- SUPPLIED INFORMATION:
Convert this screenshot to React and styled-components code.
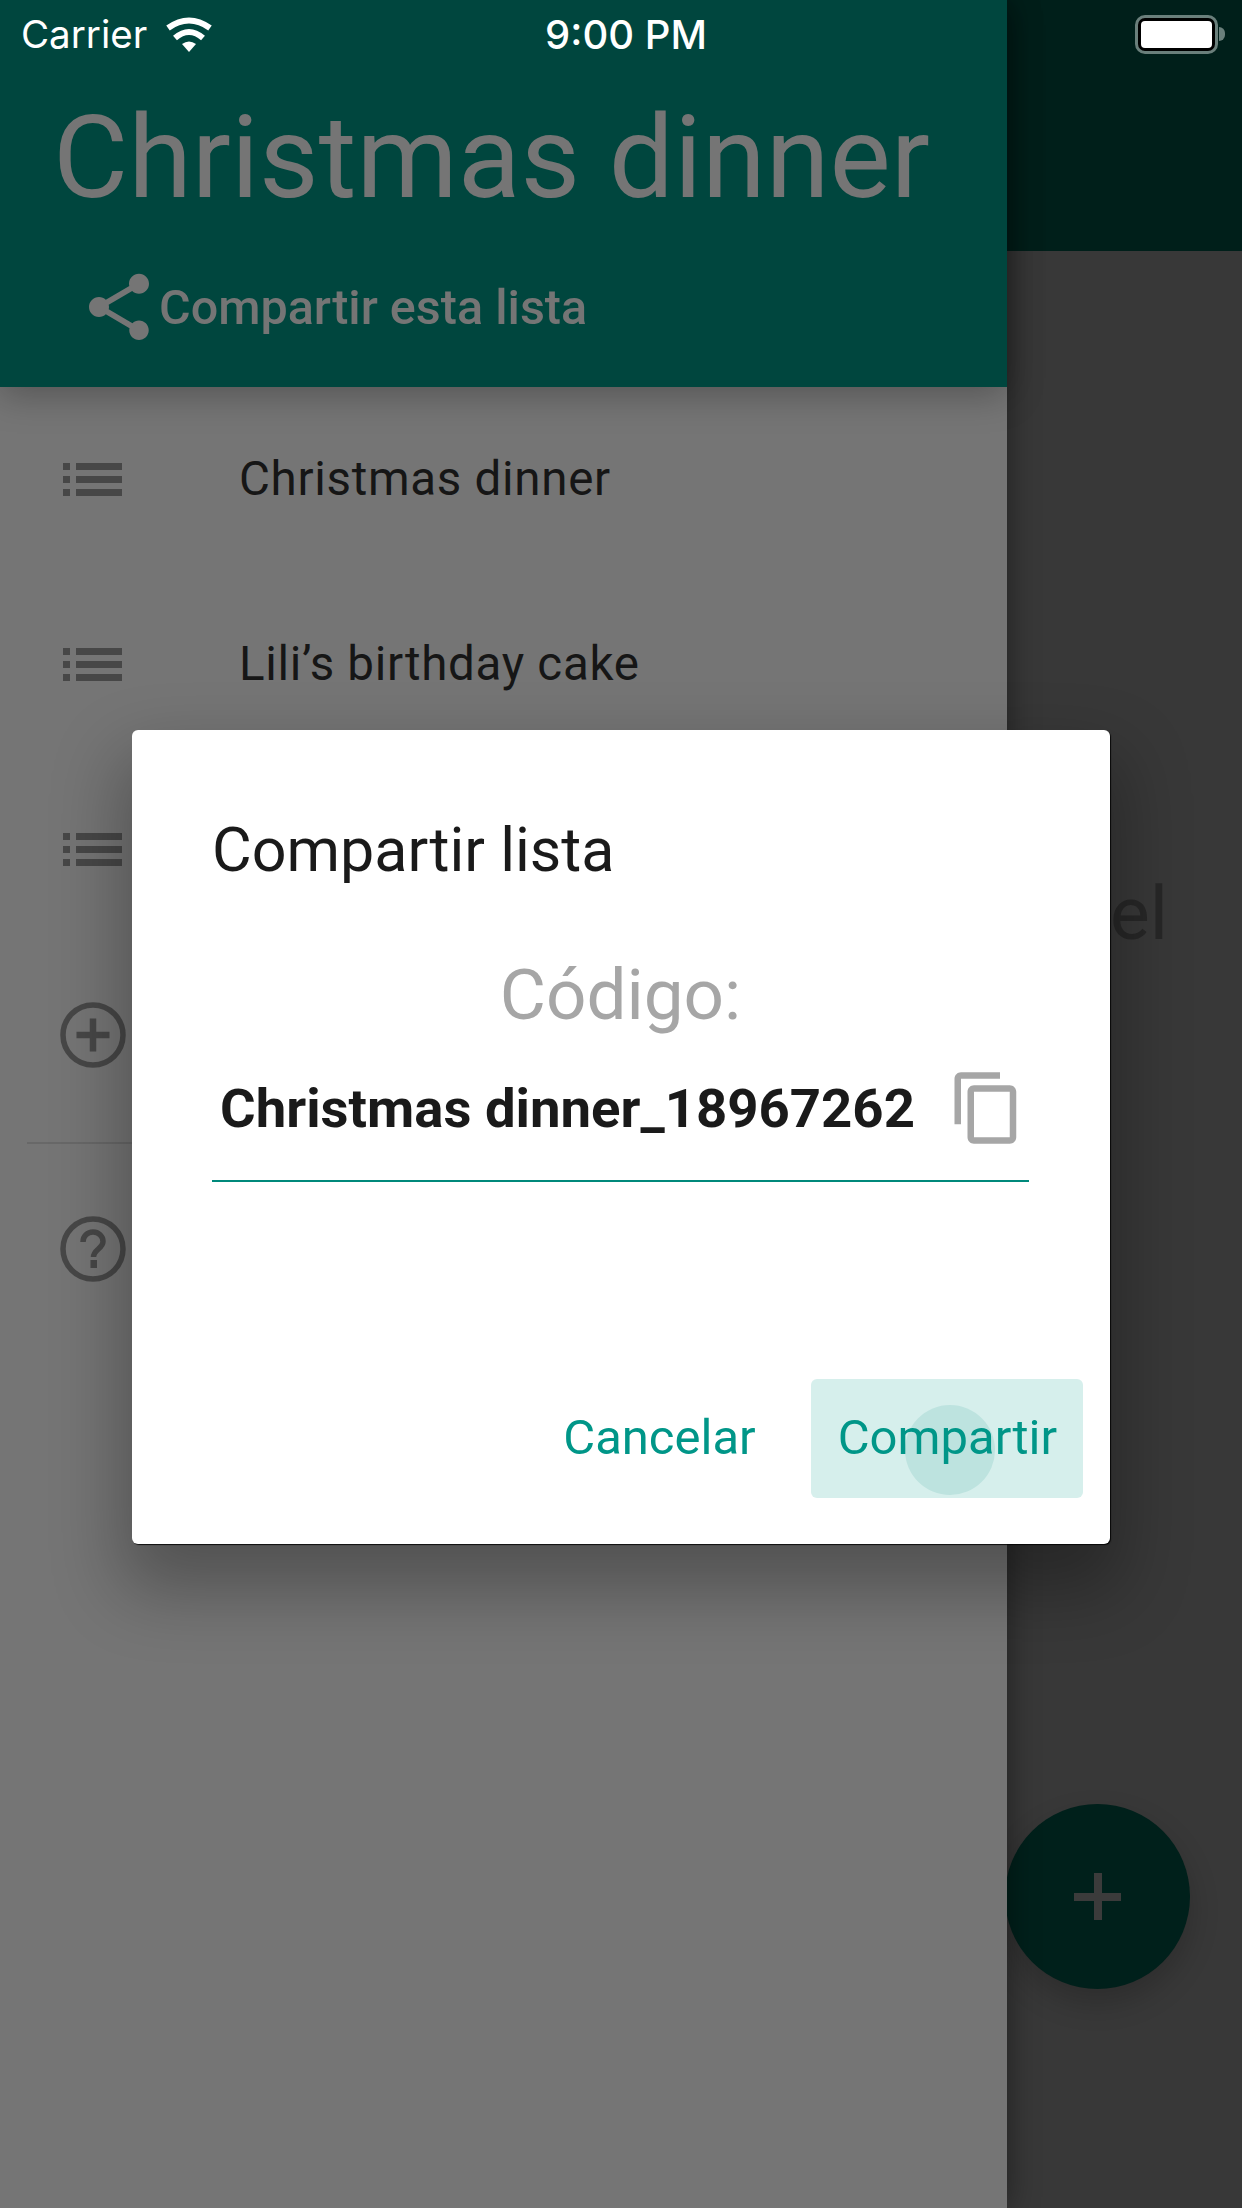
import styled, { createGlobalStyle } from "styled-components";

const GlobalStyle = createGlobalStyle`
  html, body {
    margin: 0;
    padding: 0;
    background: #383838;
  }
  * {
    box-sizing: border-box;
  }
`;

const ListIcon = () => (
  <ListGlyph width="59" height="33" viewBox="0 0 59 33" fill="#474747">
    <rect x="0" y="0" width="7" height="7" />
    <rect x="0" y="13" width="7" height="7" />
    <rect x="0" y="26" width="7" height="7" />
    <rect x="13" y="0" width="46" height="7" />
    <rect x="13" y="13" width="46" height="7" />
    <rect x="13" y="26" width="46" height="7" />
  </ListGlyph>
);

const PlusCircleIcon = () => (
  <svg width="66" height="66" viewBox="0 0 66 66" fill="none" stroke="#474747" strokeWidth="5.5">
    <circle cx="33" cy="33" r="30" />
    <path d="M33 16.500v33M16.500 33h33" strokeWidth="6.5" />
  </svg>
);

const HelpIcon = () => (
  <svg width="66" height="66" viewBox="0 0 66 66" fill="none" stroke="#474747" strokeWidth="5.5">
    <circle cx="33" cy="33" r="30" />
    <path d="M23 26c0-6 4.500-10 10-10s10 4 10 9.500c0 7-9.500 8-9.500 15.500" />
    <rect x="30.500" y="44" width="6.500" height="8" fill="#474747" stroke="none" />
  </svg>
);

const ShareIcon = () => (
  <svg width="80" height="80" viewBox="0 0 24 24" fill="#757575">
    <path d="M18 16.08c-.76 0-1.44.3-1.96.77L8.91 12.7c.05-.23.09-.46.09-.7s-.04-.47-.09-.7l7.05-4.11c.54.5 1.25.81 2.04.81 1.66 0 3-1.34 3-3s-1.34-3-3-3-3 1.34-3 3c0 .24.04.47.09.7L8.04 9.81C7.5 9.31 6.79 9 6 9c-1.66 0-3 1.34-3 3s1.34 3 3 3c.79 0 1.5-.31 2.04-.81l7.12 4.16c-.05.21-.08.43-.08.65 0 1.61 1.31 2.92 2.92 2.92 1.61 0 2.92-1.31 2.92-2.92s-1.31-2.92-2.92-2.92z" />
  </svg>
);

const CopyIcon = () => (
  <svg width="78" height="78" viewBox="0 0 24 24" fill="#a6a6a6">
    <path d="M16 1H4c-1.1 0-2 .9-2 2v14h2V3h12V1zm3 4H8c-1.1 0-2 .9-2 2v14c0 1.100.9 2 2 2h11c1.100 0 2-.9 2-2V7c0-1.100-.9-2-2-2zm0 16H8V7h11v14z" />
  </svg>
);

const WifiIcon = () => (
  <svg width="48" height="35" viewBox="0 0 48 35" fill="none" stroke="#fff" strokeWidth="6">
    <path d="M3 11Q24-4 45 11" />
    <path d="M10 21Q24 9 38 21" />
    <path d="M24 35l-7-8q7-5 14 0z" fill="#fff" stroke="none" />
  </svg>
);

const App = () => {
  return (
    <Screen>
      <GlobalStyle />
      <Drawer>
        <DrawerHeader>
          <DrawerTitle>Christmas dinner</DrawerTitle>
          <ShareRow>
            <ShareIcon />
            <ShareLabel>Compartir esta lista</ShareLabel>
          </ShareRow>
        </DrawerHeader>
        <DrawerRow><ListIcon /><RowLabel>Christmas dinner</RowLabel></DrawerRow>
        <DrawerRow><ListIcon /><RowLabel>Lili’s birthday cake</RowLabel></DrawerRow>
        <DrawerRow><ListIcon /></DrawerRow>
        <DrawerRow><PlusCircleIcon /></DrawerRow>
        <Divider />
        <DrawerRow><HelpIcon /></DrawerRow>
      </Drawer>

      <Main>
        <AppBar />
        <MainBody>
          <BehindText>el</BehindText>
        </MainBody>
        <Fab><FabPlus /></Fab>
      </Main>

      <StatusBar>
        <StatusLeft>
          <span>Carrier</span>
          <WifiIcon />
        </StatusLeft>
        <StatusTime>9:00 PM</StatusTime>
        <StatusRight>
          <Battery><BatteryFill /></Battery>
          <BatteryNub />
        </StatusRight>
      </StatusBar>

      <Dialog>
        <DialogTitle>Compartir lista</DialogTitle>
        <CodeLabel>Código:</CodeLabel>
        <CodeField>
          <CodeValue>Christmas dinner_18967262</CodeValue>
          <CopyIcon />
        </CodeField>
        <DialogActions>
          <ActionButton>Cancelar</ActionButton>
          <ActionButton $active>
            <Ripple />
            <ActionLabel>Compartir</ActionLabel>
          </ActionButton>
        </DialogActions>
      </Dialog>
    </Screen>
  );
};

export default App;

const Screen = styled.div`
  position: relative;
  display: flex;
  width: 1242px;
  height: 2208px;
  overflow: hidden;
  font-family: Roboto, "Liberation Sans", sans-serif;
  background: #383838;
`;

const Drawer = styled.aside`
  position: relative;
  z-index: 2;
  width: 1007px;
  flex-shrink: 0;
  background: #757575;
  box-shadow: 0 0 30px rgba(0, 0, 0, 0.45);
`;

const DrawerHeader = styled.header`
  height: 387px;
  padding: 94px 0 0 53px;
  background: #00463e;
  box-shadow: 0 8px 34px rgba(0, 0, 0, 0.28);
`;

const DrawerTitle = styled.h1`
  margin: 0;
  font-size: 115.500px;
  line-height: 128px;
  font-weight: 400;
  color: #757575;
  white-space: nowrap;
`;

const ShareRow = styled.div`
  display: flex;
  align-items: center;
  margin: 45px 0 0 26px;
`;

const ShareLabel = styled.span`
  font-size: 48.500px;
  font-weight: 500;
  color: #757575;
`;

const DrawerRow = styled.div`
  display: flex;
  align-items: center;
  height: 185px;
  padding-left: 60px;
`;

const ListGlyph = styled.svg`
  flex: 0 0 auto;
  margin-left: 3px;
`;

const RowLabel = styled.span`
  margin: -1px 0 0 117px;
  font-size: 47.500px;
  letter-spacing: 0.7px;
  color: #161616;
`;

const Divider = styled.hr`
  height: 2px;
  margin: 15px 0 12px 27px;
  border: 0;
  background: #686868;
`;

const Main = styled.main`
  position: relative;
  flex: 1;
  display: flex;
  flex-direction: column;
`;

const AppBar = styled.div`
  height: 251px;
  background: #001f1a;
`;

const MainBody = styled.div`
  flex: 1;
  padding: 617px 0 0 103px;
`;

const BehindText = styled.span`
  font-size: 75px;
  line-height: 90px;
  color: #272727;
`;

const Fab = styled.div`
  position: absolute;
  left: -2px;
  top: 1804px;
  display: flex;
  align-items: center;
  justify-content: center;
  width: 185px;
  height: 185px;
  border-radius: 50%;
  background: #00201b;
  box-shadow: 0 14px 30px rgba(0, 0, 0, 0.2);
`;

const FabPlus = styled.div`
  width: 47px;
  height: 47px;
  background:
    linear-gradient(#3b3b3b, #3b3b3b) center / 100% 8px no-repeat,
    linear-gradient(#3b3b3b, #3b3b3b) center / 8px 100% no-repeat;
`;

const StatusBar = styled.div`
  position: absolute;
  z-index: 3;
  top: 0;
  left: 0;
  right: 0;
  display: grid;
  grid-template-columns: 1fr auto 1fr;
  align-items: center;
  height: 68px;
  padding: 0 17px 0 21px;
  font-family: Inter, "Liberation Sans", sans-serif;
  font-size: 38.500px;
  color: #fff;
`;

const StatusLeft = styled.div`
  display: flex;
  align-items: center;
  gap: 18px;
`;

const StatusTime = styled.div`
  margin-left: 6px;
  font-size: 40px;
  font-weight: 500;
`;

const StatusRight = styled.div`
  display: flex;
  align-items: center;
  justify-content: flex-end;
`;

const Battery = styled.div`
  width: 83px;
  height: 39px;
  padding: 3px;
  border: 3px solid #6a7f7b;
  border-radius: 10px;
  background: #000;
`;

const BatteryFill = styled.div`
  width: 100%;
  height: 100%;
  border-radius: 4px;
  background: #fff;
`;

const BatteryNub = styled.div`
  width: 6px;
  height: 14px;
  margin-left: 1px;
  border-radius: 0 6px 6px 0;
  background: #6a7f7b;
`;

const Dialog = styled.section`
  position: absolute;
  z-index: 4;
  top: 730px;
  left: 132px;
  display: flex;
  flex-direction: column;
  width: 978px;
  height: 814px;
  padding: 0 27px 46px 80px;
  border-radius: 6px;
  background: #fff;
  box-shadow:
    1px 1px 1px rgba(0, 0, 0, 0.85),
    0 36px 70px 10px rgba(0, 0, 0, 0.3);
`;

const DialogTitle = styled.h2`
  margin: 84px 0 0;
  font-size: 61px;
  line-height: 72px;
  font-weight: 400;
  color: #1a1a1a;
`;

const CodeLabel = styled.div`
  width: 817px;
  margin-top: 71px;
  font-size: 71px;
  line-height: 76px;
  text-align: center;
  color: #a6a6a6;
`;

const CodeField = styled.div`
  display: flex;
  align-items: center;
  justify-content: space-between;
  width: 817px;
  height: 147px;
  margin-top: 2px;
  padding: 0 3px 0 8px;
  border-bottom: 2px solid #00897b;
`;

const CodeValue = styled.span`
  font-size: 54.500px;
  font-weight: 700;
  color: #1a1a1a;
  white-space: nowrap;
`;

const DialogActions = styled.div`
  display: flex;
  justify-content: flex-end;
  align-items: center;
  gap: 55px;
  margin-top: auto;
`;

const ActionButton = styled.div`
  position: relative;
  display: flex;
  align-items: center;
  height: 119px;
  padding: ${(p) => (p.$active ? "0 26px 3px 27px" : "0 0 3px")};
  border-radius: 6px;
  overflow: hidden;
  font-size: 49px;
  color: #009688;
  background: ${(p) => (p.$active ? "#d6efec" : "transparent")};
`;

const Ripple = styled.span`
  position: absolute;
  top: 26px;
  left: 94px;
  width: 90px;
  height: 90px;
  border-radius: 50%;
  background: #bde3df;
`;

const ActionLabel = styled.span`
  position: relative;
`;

- WHAT THIS TASK INVOLVES:
Locate each line containing the string "components" and show it.

- WRITTEN RESPONSE:
Convert this screenshot to React and styled-components code.
import styled, { createGlobalStyle } from "styled-components";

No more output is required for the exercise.